Again this is excellent game tech! How many times have you been in a session where someone says something vague like, “Oh, I hit him.” And then you have to figure out what they really want in that moment. Is this an effort at intimidation, a real attempt at physical injury, etc.? Untold takes that right out of the equation by asking for intention up front.

After you’ve stated your action, you draw from the Outcome deck. It contains a range of possible results, variations on bad (which are red), and variations on good (which are green). Most of the results are tempered, although it’s possible to triumph or go down in flames. The focus on these mixed results reminds me of the 7-9 Move result in Powered by the Apocalypse games. I don’t know if PbtA is a direct influence here, or if it’s just an acknowledgement that pure success or failure is seldom the most interesting narrative gesture.

Some of the Outcome Cards trigger the Reaction deck. These are all simple emoji faces with a definite emotional valence. When you draw a Reaction you decide who that reaction belongs to in the scene… it’s usually used for an opponent, but it could also be a third party.

As Play Continues

When you run out of Action tokens in a scene then you immediately move on by flipping over the next Scene Card. You can always move on earlier if you’re satisfied a scene is resolved, but kids don’t seem to want to do that. They see those tokens sitting there and they must not be wasted!

untold_earlygame_blog
The Earth symbol on its way from scene one to scene three.

In any case, each Scene Card reveals its own story cues.

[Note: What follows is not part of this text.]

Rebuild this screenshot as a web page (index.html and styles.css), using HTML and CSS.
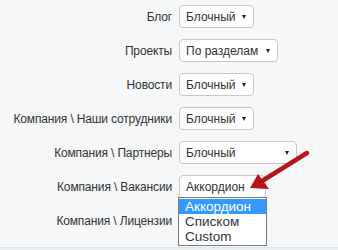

You roll the ever dwindling pile of Story Cubes to use as new players in the story and new locations. One of the coolest things in the game is how it handles reincorporation. The later cards have bands of color in the dice slots that allow you to pull dice from early scenes into new ones, calling back an old foe or location. Again, just excellent design here. My wife and I discovered that it was surprisingly hard to teach reincorporation in her class, and get people to use it at the table. Her students knew what it was, but in the heat of the moment they would forget. Untold gives you a literal pathway to reincorporate earlier elements.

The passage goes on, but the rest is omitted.